Gli attacchi sono stati messi a segno prevalentemente usando virus malevoli (malware nel 42% dei casi), tra i quali spiccano i cosiddetti ransomware, limitano l’accesso ai dati contenuti sul dispositivo infettato, richiedendo un riscatto, utilizzati in quasi un terzo degli attacchi (29%).
I cybercriminali hanno colpito nel 47% dei casi negli Stati Uniti; nel 22% dei casi in località multiple, a dimostrazione della capacità di colpire in maniera diffusa bersagli geograficamente distanti e organizzazioni multinazionali.

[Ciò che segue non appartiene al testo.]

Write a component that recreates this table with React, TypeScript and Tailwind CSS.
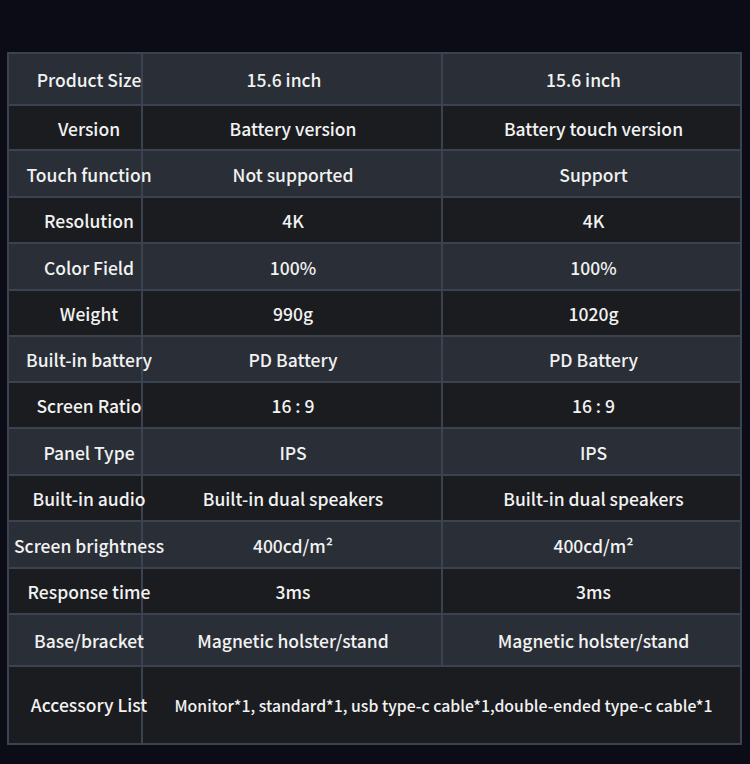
import React from "react";

const rows: { label: string; a: string; b: string; h: string }[] = [
  { label: "Product Size", a: "15.6 inch", b: "15.6 inch", h: "h-[52px]" },
  { label: "Version", a: "Battery version", b: "Battery touch version", h: "h-[45px]" },
  { label: "Touch function", a: "Not supported", b: "Support", h: "h-[47px]" },
  { label: "Resolution", a: "4K", b: "4K", h: "h-[46px]" },
  { label: "Color Field", a: "100%", b: "100%", h: "h-[47px]" },
  { label: "Weight", a: "990g", b: "1020g", h: "h-[46px]" },
  { label: "Built-in battery", a: "PD Battery", b: "PD Battery", h: "h-[46px]" },
  { label: "Screen Ratio", a: "16 : 9", b: "16 : 9", h: "h-[46px]" },
  { label: "Panel Type", a: "IPS", b: "IPS", h: "h-[47px]" },
  { label: "Built-in audio", a: "Built-in dual speakers", b: "Built-in dual speakers", h: "h-[46px]" },
  { label: "Screen brightness", a: "400cd/m²", b: "400cd/m²", h: "h-[47px]" },
  { label: "Response time", a: "3ms", b: "3ms", h: "h-[46px]" },
  { label: "Base/bracket", a: "Magnetic holster/stand", b: "Magnetic holster/stand", h: "h-[52px]" },
];

const font = { fontFamily: '"Noto Sans CJK SC", "Noto Sans", sans-serif' };

export default function App() {
  return (
    <div className="w-[750px] h-[764px] bg-[#0b0c15] pt-[52px] pl-[7px] overflow-hidden" style={font}>
      <div className="w-[735px] border-2 border-[#3b4250] text-[17.5px] font-medium text-[#f2f2f2]">
        {rows.map((r, i) => (
          <div
            key={r.label}
            className={`flex ${r.h} border-b-2 border-[#3b4250] ${i % 2 === 0 ? "bg-[#2a2f37]" : "bg-[#1b1c1f]"}`}
          >
            <div className="w-[132px] shrink-0 flex items-center justify-center pl-[28px] pt-[3px] whitespace-nowrap">
              <span className="relative z-10">{r.label}</span>
            </div>
            <div className={`w-[300px] shrink-0 border-l-2 border-[#3b4250] flex items-center justify-center pt-[3px] whitespace-nowrap ${i === 0 ? "pr-[16px]" : "pl-[2px]"}`}>
              <span>{r.a}</span>
            </div>
            <div className={`flex-1 border-l-2 border-[#3b4250] flex items-center justify-center pt-[3px] whitespace-nowrap ${i === 0 ? "pr-[16px]" : "pl-[4px]"}`}>
              <span>{r.b}</span>
            </div>
          </div>
        ))}
        <div className="flex h-[76px] bg-[#1b1c1f]">
          <div className="w-[132px] shrink-0 flex items-center justify-center pl-[28px] whitespace-nowrap">
            <span className="relative z-10">Accessory List</span>
          </div>
          <div className="flex-1 border-l-2 border-[#3b4250] flex items-center justify-center pl-[4px] pt-[2px] whitespace-nowrap text-[15.8px]">
            <span>Monitor*1, standard*1, usb type-c cable*1,double-ended type-c cable*1</span>
          </div>
        </div>
      </div>
    </div>
  );
}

“I dati ci mostrano ancora una volta che l’accelerazione continua del cybercrime ha un impatto sempre più elevato sulla nostra società“, afferma Gabriele Faggioli, presidente di Clusit.
“La crescita straordinaria delle minacce cyber, in particolare nell’ultimo quadriennio, ha colto alla sprovvista tutti gli stakeholders della nostra civiltà digitale e rappresenta ormai a livello globale una ‘tassa’ sull’uso dell’Ict che arriva a duplicare il valore del Pil italiano stimato nel 2020, considerando le perdite economiche dirette e quelle indirette dovute al furto di proprietà intellettuale“, aggiunge Andrea Zapparoli Manzoni, co-autore dell’analisi Clusit.

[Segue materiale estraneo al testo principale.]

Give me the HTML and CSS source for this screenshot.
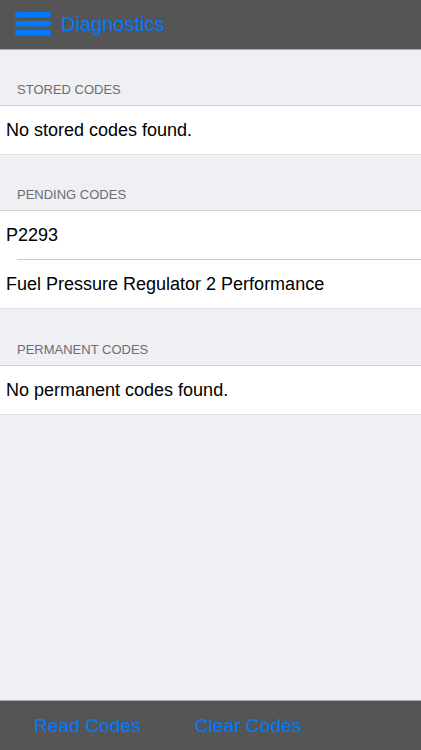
FILE: index.html
```html
<!DOCTYPE html>
<html>
<head>
<meta charset="utf-8">
<link rel="stylesheet" href="styles.css">
</head>
<body>
<div class="app">
  <header class="topbar">
    <svg class="menu" width="36" height="24" viewBox="0 0 36 24">
      <rect x="0" y="0" width="36" height="5.5" rx="2.5" fill="#007aff"/>
      <rect x="0" y="9" width="36" height="5.5" rx="2.5" fill="#007aff"/>
      <rect x="0" y="18" width="36" height="5.5" rx="2.5" fill="#007aff"/>
    </svg>
    <span class="title">Diagnostics</span>
  </header>
  <main class="content">
    <section class="group">
      <div class="group-title">STORED CODES</div>
      <div class="cells">
        <div class="cell">No stored codes found.</div>
      </div>
    </section>
    <section class="group">
      <div class="group-title">PENDING CODES</div>
      <div class="cells">
        <div class="cell">P2293</div>
        <div class="cell">Fuel Pressure Regulator 2 Performance</div>
      </div>
    </section>
    <section class="group group-last">
      <div class="group-title">PERMANENT CODES</div>
      <div class="cells">
        <div class="cell">No permanent codes found.</div>
      </div>
    </section>
  </main>
  <footer class="toolbar">
    <span class="tool">Read Codes</span>
    <span class="tool">Clear Codes</span>
  </footer>
</div>
</body>
</html>
```

FILE: styles.css
```css
html, body {
  margin: 0;
  padding: 0;
}
body {
  font-family: "Liberation Sans", Arial, sans-serif;
  background: #efeff4;
}
.app {
  width: 421px;
  height: 750px;
  display: flex;
  flex-direction: column;
  overflow: hidden;
}
.topbar {
  height: 50px;
  box-sizing: border-box;
  background: #555556;
  border-bottom: 1px solid #a9a9ab;
  display: flex;
  align-items: center;
  padding-left: 15px;
  flex-shrink: 0;
}
.menu {
  display: block;
  margin-top: -1px;
}
.title {
  color: #007aff;
  font-size: 20px;
  margin-left: 10px;
  margin-top: -1px;
}
.content {
  flex: 1;
  background: #efeff4;
}
.group-last {
  margin-top: 1px;
}
.group-title {
  height: 55px;
  box-sizing: border-box;
  display: flex;
  align-items: flex-end;
  padding: 0 0 8px 17px;
  font-size: 13px;
  color: #6d6d72;
}
.cells {
  background: #fff;
  border-top: 1px solid #d1d1d6;
  border-bottom: 1px solid #e0e0e5;
}
.cell {
  height: 48px;
  display: flex;
  align-items: center;
  padding-left: 6px;
  font-size: 18px;
  color: #000;
  position: relative;
}
.cell + .cell {
  margin-top: 1px;
}
.cell + .cell::before {
  content: "";
  position: absolute;
  top: -1px;
  left: 17px;
  right: 0;
  height: 1px;
  background: #c8c7cc;
}
.toolbar {
  height: 50px;
  box-sizing: border-box;
  background: #555556;
  border-top: 1px solid #a9a9ab;
  display: flex;
  align-items: center;
  padding-left: 34px;
  gap: 54px;
  flex-shrink: 0;
}
.tool {
  color: #007aff;
  font-size: 19.2px;
}
```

Si è notata una crescita del numero di attacchi indirizzati ai pc personali (85.000), che sono raddoppiati rispetto allo stesso periodo del 2019, dove si registravano 45.000 infezioni.
Questo fenomeno è spiegabile considerando che, durante il periodo di emergenza, molte aziende non sono riuscite a dotare i propri dipendenti di laptop aziendali con conseguente utilizzo di dispositivi personali, solitamente maggiormente vulnerabili a malware e virus.